The 190s perverted 1960s rhetoric about risk, adventure and personal fulfillment and freedom as an individual to underwrite dog-eat-dog capitalism without an ounce of civic decency or common empathy among citizens.
The “popular” must be fashioned, must be produced as a rabble, and are thus made to be constitutively unstable. Popular culture creates this unstable rabble. The rabble doesn’t precede the junk culture made for it, made to make it. (149)
The idea of being “blackmailed by utility,” that one can’t criticize something that functions even if it demeans. Since it works, it must be accepted, must be accepted as “real” as in the “reality principle” of compromise.

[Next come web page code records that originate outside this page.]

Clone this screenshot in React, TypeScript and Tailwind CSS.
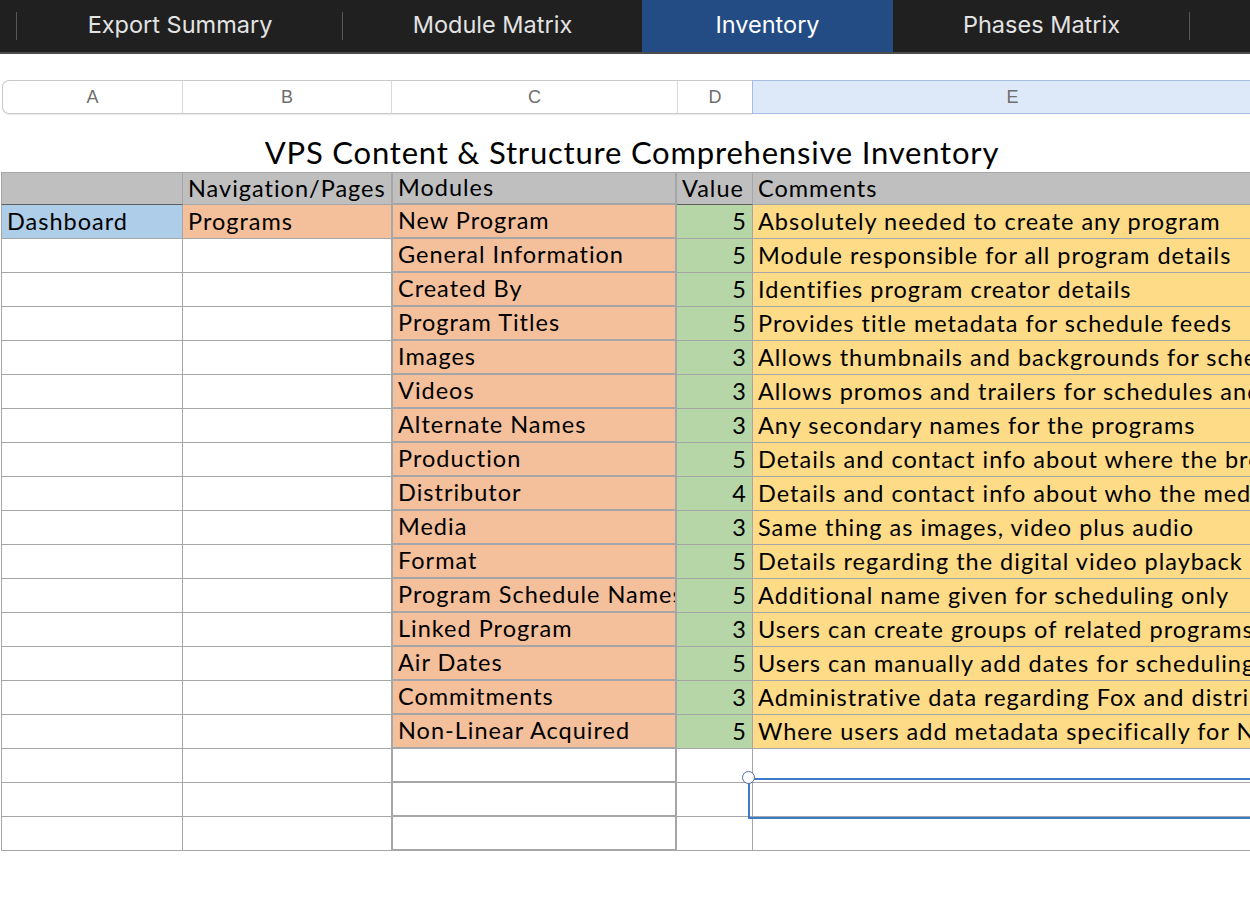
const tabs = [
  { label: "Export Summary", w: "w-[326px]", active: false, divider: true },
  { label: "Module Matrix", w: "w-[299px]", active: false, divider: false },
  { label: "Inventory", w: "w-[251px]", active: true, divider: false },
  { label: "Phases Matrix", w: "w-[297px]", active: false, divider: true },
];

const modules: [string, number, string][] = [
  ["New Program", 5, "Absolutely needed to create any program"],
  ["General Information", 5, "Module responsible for all program details"],
  ["Created By", 5, "Identifies program creator details"],
  ["Program Titles", 5, "Provides title metadata for schedule feeds"],
  ["Images", 3, "Allows thumbnails and backgrounds for schedules and apps"],
  ["Videos", 3, "Allows promos and trailers for schedules and apps"],
  ["Alternate Names", 3, "Any secondary names for the programs"],
  ["Production", 5, "Details and contact info about where the broadcast originates"],
  ["Distributor", 4, "Details and contact info about who the media is distributed by"],
  ["Media", 3, "Same thing as images, video plus audio"],
  ["Format", 5, "Details regarding the digital video playback format"],
  ["Program Schedule Names", 5, "Additional name given for scheduling only"],
  ["Linked Program", 3, "Users can create groups of related programs"],
  ["Air Dates", 5, "Users can manually add dates for scheduling"],
  ["Commitments", 3, "Administrative data regarding Fox and distributors"],
  ["Non-Linear Acquired", 5, "Where users add metadata specifically for Non-Linear"],
];

const cell = "h-full flex items-center px-[5px] whitespace-nowrap overflow-hidden";

function Row({
  a,
  b,
  c,
  d,
  e,
  filled,
  first,
}: {
  a?: string;
  b?: string;
  c?: string;
  d?: number;
  e?: string;
  filled: boolean;
  first?: boolean;
}) {
  return (
    <div className="flex h-[34px]">
      <div
        className={`${cell} w-[182px] shrink-0 border-l border-r border-b border-[#a6a6a6] ${
          first ? "bg-[#aecde9]" : ""
        }`}
      >
        {a}
      </div>
      <div
        className={`${cell} w-[208px] shrink-0 border-b border-[#a6a6a6] ${first ? "bg-[#f4bf9b]" : ""}`}
      >
        {b}
      </div>
      <div
        className={`${cell} w-[286px] shrink-0 border-l-2 border-r-2 border-b-2 border-[#a6a6a6] ${
          filled ? "bg-[#f4bf9b]" : ""
        }`}
      >
        {c}
      </div>
      <div
        className={`${cell} w-[76px] shrink-0 justify-end border-r border-b border-[#a6a6a6] ${
          filled ? "bg-[#b7d6a8]" : ""
        }`}
      >
        {d}
      </div>
      <div
        className={`${cell} w-[510px] shrink-0 border-r border-b border-[#a6a6a6] ${
          filled ? "bg-[#fedb87]" : ""
        }`}
      >
        {e}
      </div>
    </div>
  );
}

export default function App() {
  return (
    <div className="w-[1250px] h-[920px] overflow-hidden bg-white">
      {/* Sheet tabs */}
      <div className="flex h-[54px] bg-[#202020] border-b-2 border-[#4e4e4e] font-['Inter',sans-serif] text-[23.5px]">
        <div className="w-[17px] shrink-0 flex items-center">
          <div className="ml-auto w-px h-[28px] bg-[#575757]" />
        </div>
        {tabs.map((t) => (
          <div
            key={t.label}
            className={`${t.w} shrink-0 relative flex items-center justify-center pb-[3px] ${
              t.active ? "bg-[#234c85] text-white" : "text-[#e3e3e3]"
            }`}
          >
            {t.label}
            {t.divider && (
              <div className="absolute right-0 top-[12px] w-px h-[28px] bg-[#575757]" />
            )}
          </div>
        ))}
      </div>

      {/* Column letters */}
      <div className="mt-[26px] ml-[2px] flex h-[34px] font-['Liberation_Sans',sans-serif] text-[18px] text-[#6e6e6e]">
        <div className="w-[180px] shrink-0 flex items-center justify-center border border-r-0 border-[#c9c9c9] rounded-l-[7px] shadow-[0_1px_1px_rgba(0,0,0,0.08)]">
          A
        </div>
        <div className="w-[209px] shrink-0 flex items-center justify-center border-y border-l border-[#c9c9c9] border-l-[#dadada] shadow-[0_1px_1px_rgba(0,0,0,0.08)]">
          B
        </div>
        <div className="w-[286px] shrink-0 flex items-center justify-center border-y border-l border-[#c9c9c9] border-l-[#dadada] shadow-[0_1px_1px_rgba(0,0,0,0.08)]">
          C
        </div>
        <div className="w-[75px] shrink-0 flex items-center justify-center border-y border-l border-[#c9c9c9] border-l-[#dadada] shadow-[0_1px_1px_rgba(0,0,0,0.08)]">
          D
        </div>
        <div className="w-[520px] shrink-0 flex items-center justify-center border border-r-0 border-[#a6bfe0] bg-[#dde9f9]">
          E
        </div>
      </div>

      {/* Sheet */}
      <div className="relative ml-[1px] font-['Lato',sans-serif] text-[23.5px] tracking-[1px] text-black">
        <div className="h-[58px] w-[1262px] flex items-end justify-center text-[31px] tracking-[0.8px] leading-[38px] pb-[1px]">
          VPS Content &amp; Structure Comprehensive Inventory
        </div>
        <div className="flex h-[33px] bg-[#bfbfbf]">
          <div className={`${cell} w-[182px] shrink-0 border-l border-r border-t border-[#a6a6a6] border-b border-b-[#5f5f5f]`} />
          <div className={`${cell} w-[208px] shrink-0 border-t border-b border-[#a6a6a6]`}>Navigation/Pages</div>
          <div className={`${cell} w-[286px] shrink-0 border-l-2 border-r-2 border-t border-b-2 border-[#a6a6a6]`}>
            Modules
          </div>
          <div className={`${cell} w-[76px] shrink-0 border-r border-t border-[#a6a6a6] border-b border-b-[#5f5f5f]`}>
            Value
          </div>
          <div className={`${cell} w-[510px] shrink-0 border-r border-t border-b border-[#a6a6a6]`}>Comments</div>
        </div>
        {modules.map(([c, d, e], i) => (
          <Row
            key={c}
            a={i === 0 ? "Dashboard" : undefined}
            b={i === 0 ? "Programs" : undefined}
            c={c}
            d={d}
            e={e}
            filled
            first={i === 0}
          />
        ))}
        <Row filled={false} />
        <Row filled={false} />
        <Row filled={false} />

        {/* Selection */}
        <div className="absolute left-[747px] top-[664px] w-[520px] h-[41px] border-2 border-[#3b7bc9]" />
        <div className="absolute left-[741px] top-[657px] w-[13px] h-[13px] rounded-full bg-white border-[1.5px] border-[#4d6d9e]" />
      </div>
    </div>
  );
}
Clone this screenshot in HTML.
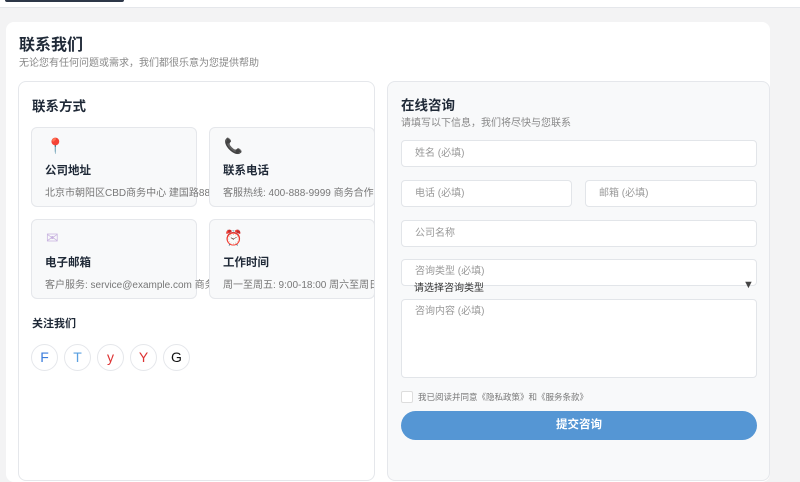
<!DOCTYPE html>
<html><head><meta charset="utf-8"><style>
*{box-sizing:border-box;margin:0;padding:0}
body{width:800px;height:469px;overflow:hidden;background:#f3f3f4;font-family:"Liberation Sans","Noto Sans CJK SC",sans-serif;position:relative;color:#2d3748}
.a{position:absolute}
.top{left:0;top:0;width:800px;height:8px;background:#fff;border-bottom:1px solid #e5e7eb}
.bar{left:5px;top:0;width:119px;height:2px;background:#2d3748;border-radius:0 0 3px 3px}
.main{left:6px;top:22px;width:764px;height:460px;background:#fff;border-radius:8px}
.lp{left:18px;top:81px;width:357px;height:400px;border:1px solid #e5e7eb;border-radius:8px;background:#fff;overflow:hidden}
.rp{left:387px;top:81px;width:383px;height:400px;border:1px solid #e5e7eb;border-radius:8px;background:#f8f9fa}
.card{width:166px;height:80px;background:#f8f9fa;border:1px solid #e5e7eb;border-radius:6px;white-space:nowrap}
.card .t{position:absolute;left:13px;top:34px;font-size:11.5px;font-weight:bold;color:#1f2937}
.card .d{position:absolute;left:13px;top:56px;font-size:10px;color:#777}
.card .i{position:absolute;left:14px;top:9px;font-size:15px}
.in{background:#fff;border:1px solid #e2e5e9;border-radius:4px;font-size:10px;color:#999;padding-left:13px;line-height:26px}
.soc{width:27px;height:27px;border:1px solid #e5e7eb;border-radius:50%;top:262px;text-align:center;line-height:25px;font-size:14px;background:#fff}
</style></head><body>
<div class="a top"></div><div class="a bar"></div>
<div class="a main"></div>
<div class="a" style="left:19px;top:31px;font-size:16px;font-weight:bold;color:#1f2937">联系我们</div>
<div class="a" style="left:19px;top:54px;font-size:10px;color:#888">无论您有任何问题或需求，我们都很乐意为您提供帮助</div>
<div class="a lp">
<div class="a" style="left:13px;top:13px;font-size:13.5px;font-weight:bold;color:#1f2937">联系方式</div>
<div class="a card" style="left:12px;top:45px"><span class="i" style="color:#e0446b">📍</span><span class="t">公司地址</span><span class="d">北京市朝阳区CBD商务中心 建国路88号玥</span></div>
<div class="a card" style="left:12px;top:137px"><span class="i" style="color:#c9b4e0">✉</span><span class="t">电子邮箱</span><span class="d">客户服务: service@example.com 商务合</span></div>
<div class="a card" style="left:190px;top:45px"><span class="i" style="color:#c0396b">📞</span><span class="t">联系电话</span><span class="d">客服热线: 400-888-9999 商务合作: 010-8</span></div>
<div class="a card" style="left:190px;top:137px"><span class="i" style="color:#e04050">⏰</span><span class="t">工作时间</span><span class="d">周一至周五: 9:00-18:00 周六至周日: 10:0</span></div>
<div class="a" style="left:13px;top:233px;font-size:11px;font-weight:bold;color:#1f2937">关注我们</div>
<div class="a soc" style="left:12px;color:#3b7ddd">F</div>
<div class="a soc" style="left:45px;color:#5aa0e0">T</div>
<div class="a soc" style="left:78px;color:#d33">y</div>
<div class="a soc" style="left:111px;color:#d33">Y</div>
<div class="a soc" style="left:144px;color:#111">G</div>
</div>
<div class="a rp"></div>
<div class="a" style="left:401px;top:94px;font-size:13.5px;font-weight:bold;color:#1f2937">在线咨询</div>
<div class="a" style="left:401px;top:114px;font-size:10px;color:#888">请填写以下信息，我们将尽快与您联系</div>
<div class="a in" style="left:401px;top:140px;width:356px;height:27px">姓名 (必填)</div>
<div class="a in" style="left:401px;top:180px;width:171px;height:27px">电话 (必填)</div>
<div class="a in" style="left:585px;top:180px;width:172px;height:27px">邮箱 (必填)</div>
<div class="a in" style="left:401px;top:220px;width:356px;height:27px">公司名称</div>
<div class="a in" style="left:401px;top:259px;width:356px;height:27px;line-height:24px">咨询类型 (必填)</div>
<div class="a" style="left:414px;top:279px;font-size:10px;color:#333">请选择咨询类型</div>
<div class="a" style="left:743px;top:279px;font-size:11px;color:#444">▼</div>
<div class="a in" style="left:401px;top:299px;width:356px;height:79px;line-height:24px">咨询内容 (必填)</div>
<div class="a" style="left:401px;top:391px;width:12px;height:12px;border:1px solid #ddd;background:#fff;border-radius:2px"></div>
<div class="a" style="left:418px;top:391px;font-size:8.5px;color:#777">我已阅读并同意《隐私政策》和《服务条款》</div>
<div class="a" style="left:401px;top:411px;width:356px;height:29px;border-radius:15px;background:#5596d4;color:#fff;font-size:11.5px;font-weight:bold;text-align:center;line-height:29px">提交咨询</div>
</body></html>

Life lived as spontaneous art, as a utopian realization of pure freedom, with no moment continuous from the previous one, a commitment to perpetual reinvention at every instant — who wants this as a permanent state, even as an ideal? Isn’t this better experienced convulsively, in carnivalesque fits that surprise us, or are even planned — it may be that this is all we can tolerate, that to live like that is insane.
           
Ads conjure a desire for this kind of unknowable spontaneous freedom, this kind of eternal retransformation at every instant in the name of maximum happiness, and diverts it to take solace in goods when we realize that it can’t be fulfilled, that we can’t live up to the daring of our own dreams (planted by the ads, of course, but we don’t recognize it). So we blame ourselves and not the ads for the impossible desires we come to possess, and consume the ads even more eagerly as wish fulfillment dramas for those dreams of metamorphosis.